§ Raw data
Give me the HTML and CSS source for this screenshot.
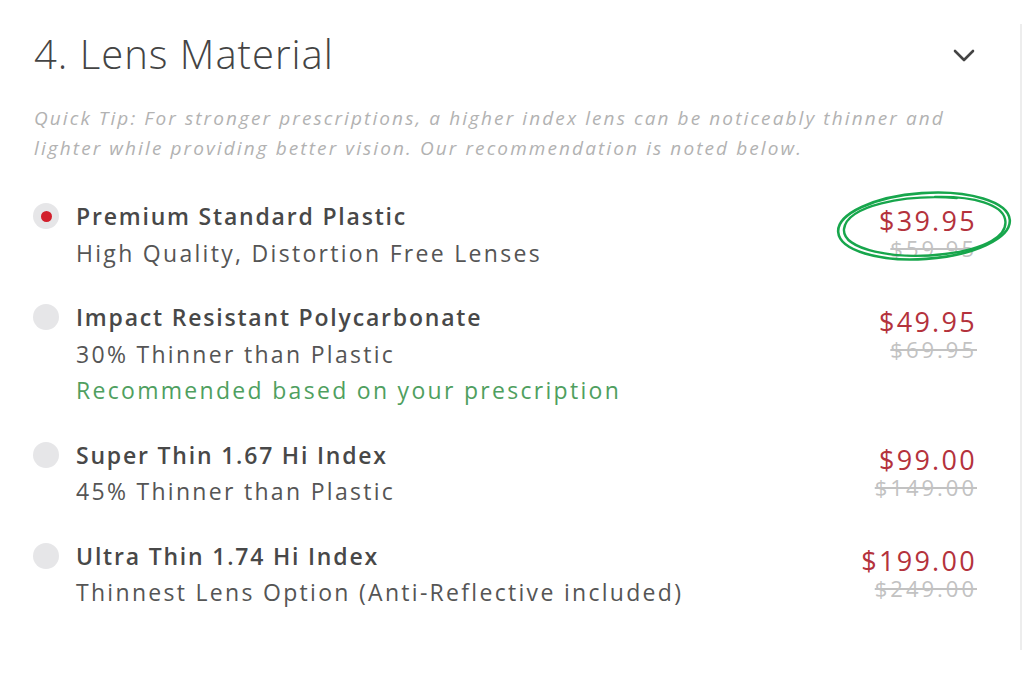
FILE: index.html
```html
<!DOCTYPE html>
<html lang="en">

<head>
    <meta charset="UTF-8">
    <meta name="viewport" content="width=device-width, initial-scale=1.0">
    <title>Lens Material</title>
    <link rel="stylesheet" href="styles.css">
</head>

<body>
    <div class="panel">
        <div class="step-header">
            <h2>4. Lens Material</h2>
            <svg class="chevron" width="22" height="14" viewBox="0 0 22 14">
                <path d="M2 2 L11 11 L20 2" fill="none" stroke="#444" stroke-width="2.6" stroke-linecap="round" stroke-linejoin="round" />
            </svg>
        </div>

        <p class="tip">Quick Tip: For stronger prescriptions, a higher index lens can be noticeably thinner and<br>lighter while providing better vision. Our recommendation is noted below.</p>

        <div class="options">
            <div class="option">
                <span class="radio checked"></span>
                <div class="option-text">
                    <div class="option-name">Premium Standard Plastic</div>
                    <div class="option-desc">High Quality, Distortion Free Lenses</div>
                </div>
                <div class="price">
                    <div class="price-now">$39.95</div>
                    <div class="price-old">$59.95</div>
                    <!-- hand-drawn loop around the best deal -->
                    <svg class="circled" width="182" height="78" viewBox="0 0 182 78">
                        <ellipse cx="91" cy="38" rx="86" ry="33" transform="rotate(-4 91 38)" fill="none" stroke="#17a64c" stroke-width="2.6" />
                        <path d="M124 10 C70 6 14 18 11 41 C9 62 62 72 112 66 C152 61 176 48 172 31 C169 17 142 8 102 9" fill="none" stroke="#17a64c" stroke-width="2.4" stroke-linecap="round" />
                    </svg>
                </div>
            </div>

            <div class="option">
                <span class="radio"></span>
                <div class="option-text">
                    <div class="option-name">Impact Resistant Polycarbonate</div>
                    <div class="option-desc">30% Thinner than Plastic</div>
                    <div class="option-note">Recommended based on your prescription</div>
                </div>
                <div class="price">
                    <div class="price-now">$49.95</div>
                    <div class="price-old">$69.95</div>
                </div>
            </div>

            <div class="option">
                <span class="radio"></span>
                <div class="option-text">
                    <div class="option-name">Super Thin 1.67 Hi Index</div>
                    <div class="option-desc">45% Thinner than Plastic</div>
                </div>
                <div class="price">
                    <div class="price-now">$99.00</div>
                    <div class="price-old">$149.00</div>
                </div>
            </div>

            <div class="option">
                <span class="radio"></span>
                <div class="option-text">
                    <div class="option-name">Ultra Thin 1.74 Hi Index</div>
                    <div class="option-desc">Thinnest Lens Option (Anti-Reflective included)</div>
                </div>
                <div class="price">
                    <div class="price-now">$199.00</div>
                    <div class="price-old">$249.00</div>
                </div>
            </div>
        </div>
    </div>
</body>

</html>
```

FILE: styles.css
```css
body {
    font-family: "Open Sans", Arial, sans-serif;
    margin: 0;
    padding: 0;
    background-color: #fff;
    color: #4a4a4a;
}

.panel {
    width: 1022px;
    height: 626px;
    margin-top: 24px;
    padding: 6px 46px 0 34px;
    box-sizing: border-box;
    border-right: 2px solid #ededed;
}

.step-header {
    display: flex;
    justify-content: space-between;
    align-items: center;
}

.step-header h2 {
    margin: 0;
    font-size: 40px;
    font-weight: 300;
    line-height: 48px;
    letter-spacing: 1px;
    color: #444;
}

.chevron {
    margin: 4px -1px 0 0;
}

.tip {
    margin: 25px 0 35px;
    font-size: 19px;
    font-style: italic;
    line-height: 30px;
    letter-spacing: 2.1px;
    color: #b2b2b2;
}

.options {
    display: flex;
    flex-direction: column;
    gap: 28px;
}

.option {
    display: flex;
    align-items: flex-start;
}

.radio {
    flex: none;
    width: 26px;
    height: 26px;
    margin: 5px 17px 0 -1px;
    border-radius: 50%;
    background-color: #e6e6e8;
    display: flex;
    align-items: center;
    justify-content: center;
}

.radio.checked::after {
    content: "";
    width: 11px;
    height: 11px;
    border-radius: 50%;
    background-color: #d21f2b;
}

.option-text {
    flex: 1;
    font-size: 23px;
    line-height: 36.5px;
    letter-spacing: 2.3px;
}

.option-name {
    font-weight: 600;
    letter-spacing: 1.8px;
    color: #484848;
}

.option-desc {
    color: #555;
}

.option-note {
    color: #4f9f60;
}

.price {
    position: relative;
    margin: 7px -3px 0 0;
    text-align: right;
}

.price-now {
    font-size: 27px;
    line-height: 31px;
    letter-spacing: 2.3px;
    color: #b4323c;
}

.price-old {
    font-size: 22px;
    line-height: 25px;
    letter-spacing: 3px;
    color: #c2c2c2;
    text-decoration: line-through;
}

.circled {
    position: absolute;
    right: -38px;
    top: -17px;
    pointer-events: none;
}
```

§ What is required
Retype the listing exactly. Pictures do not belong in the copy.

§ Output below
Give me the HTML and CSS source for this screenshot.
FILE: index.html
```html
<!DOCTYPE html>
<html lang="en">

<head>
    <meta charset="UTF-8">
    <meta name="viewport" content="width=device-width, initial-scale=1.0">
    <title>Lens Material</title>
    <link rel="stylesheet" href="styles.css">
</head>

<body>
    <div class="panel">
        <div class="step-header">
            <h2>4. Lens Material</h2>
            <svg class="chevron" width="22" height="14" viewBox="0 0 22 14">
                <path d="M2 2 L11 11 L20 2" fill="none" stroke="#444" stroke-width="2.6" stroke-linecap="round" stroke-linejoin="round" />
            </svg>
        </div>

        <p class="tip">Quick Tip: For stronger prescriptions, a higher index lens can be noticeably thinner and<br>lighter while providing better vision. Our recommendation is noted below.</p>

        <div class="options">
            <div class="option">
                <span class="radio checked"></span>
                <div class="option-text">
                    <div class="option-name">Premium Standard Plastic</div>
                    <div class="option-desc">High Quality, Distortion Free Lenses</div>
                </div>
                <div class="price">
                    <div class="price-now">$39.95</div>
                    <div class="price-old">$59.95</div>
                    <!-- hand-drawn loop around the best deal -->
                    <svg class="circled" width="182" height="78" viewBox="0 0 182 78">
                        <ellipse cx="91" cy="38" rx="86" ry="33" transform="rotate(-4 91 38)" fill="none" stroke="#17a64c" stroke-width="2.6" />
                        <path d="M124 10 C70 6 14 18 11 41 C9 62 62 72 112 66 C152 61 176 48 172 31 C169 17 142 8 102 9" fill="none" stroke="#17a64c" stroke-width="2.4" stroke-linecap="round" />
                    </svg>
                </div>
            </div>

            <div class="option">
                <span class="radio"></span>
                <div class="option-text">
                    <div class="option-name">Impact Resistant Polycarbonate</div>
                    <div class="option-desc">30% Thinner than Plastic</div>
                    <div class="option-note">Recommended based on your prescription</div>
                </div>
                <div class="price">
                    <div class="price-now">$49.95</div>
                    <div class="price-old">$69.95</div>
                </div>
            </div>

            <div class="option">
                <span class="radio"></span>
                <div class="option-text">
                    <div class="option-name">Super Thin 1.67 Hi Index</div>
                    <div class="option-desc">45% Thinner than Plastic</div>
                </div>
                <div class="price">
                    <div class="price-now">$99.00</div>
                    <div class="price-old">$149.00</div>
                </div>
            </div>

            <div class="option">
                <span class="radio"></span>
                <div class="option-text">
                    <div class="option-name">Ultra Thin 1.74 Hi Index</div>
                    <div class="option-desc">Thinnest Lens Option (Anti-Reflective included)</div>
                </div>
                <div class="price">
                    <div class="price-now">$199.00</div>
                    <div class="price-old">$249.00</div>
                </div>
            </div>
        </div>
    </div>
</body>

</html>
```

FILE: styles.css
```css
body {
    font-family: "Open Sans", Arial, sans-serif;
    margin: 0;
    padding: 0;
    background-color: #fff;
    color: #4a4a4a;
}

.panel {
    width: 1022px;
    height: 626px;
    margin-top: 24px;
    padding: 6px 46px 0 34px;
    box-sizing: border-box;
    border-right: 2px solid #ededed;
}

.step-header {
    display: flex;
    justify-content: space-between;
    align-items: center;
}

.step-header h2 {
    margin: 0;
    font-size: 40px;
    font-weight: 300;
    line-height: 48px;
    letter-spacing: 1px;
    color: #444;
}

.chevron {
    margin: 4px -1px 0 0;
}

.tip {
    margin: 25px 0 35px;
    font-size: 19px;
    font-style: italic;
    line-height: 30px;
    letter-spacing: 2.1px;
    color: #b2b2b2;
}

.options {
    display: flex;
    flex-direction: column;
    gap: 28px;
}

.option {
    display: flex;
    align-items: flex-start;
}

.radio {
    flex: none;
    width: 26px;
    height: 26px;
    margin: 5px 17px 0 -1px;
    border-radius: 50%;
    background-color: #e6e6e8;
    display: flex;
    align-items: center;
    justify-content: center;
}

.radio.checked::after {
    content: "";
    width: 11px;
    height: 11px;
    border-radius: 50%;
    background-color: #d21f2b;
}

.option-text {
    flex: 1;
    font-size: 23px;
    line-height: 36.5px;
    letter-spacing: 2.3px;
}

.option-name {
    font-weight: 600;
    letter-spacing: 1.8px;
    color: #484848;
}

.option-desc {
    color: #555;
}

.option-note {
    color: #4f9f60;
}

.price {
    position: relative;
    margin: 7px -3px 0 0;
    text-align: right;
}

.price-now {
    font-size: 27px;
    line-height: 31px;
    letter-spacing: 2.3px;
    color: #b4323c;
}

.price-old {
    font-size: 22px;
    line-height: 25px;
    letter-spacing: 3px;
    color: #c2c2c2;
    text-decoration: line-through;
}

.circled {
    position: absolute;
    right: -38px;
    top: -17px;
    pointer-events: none;
}
```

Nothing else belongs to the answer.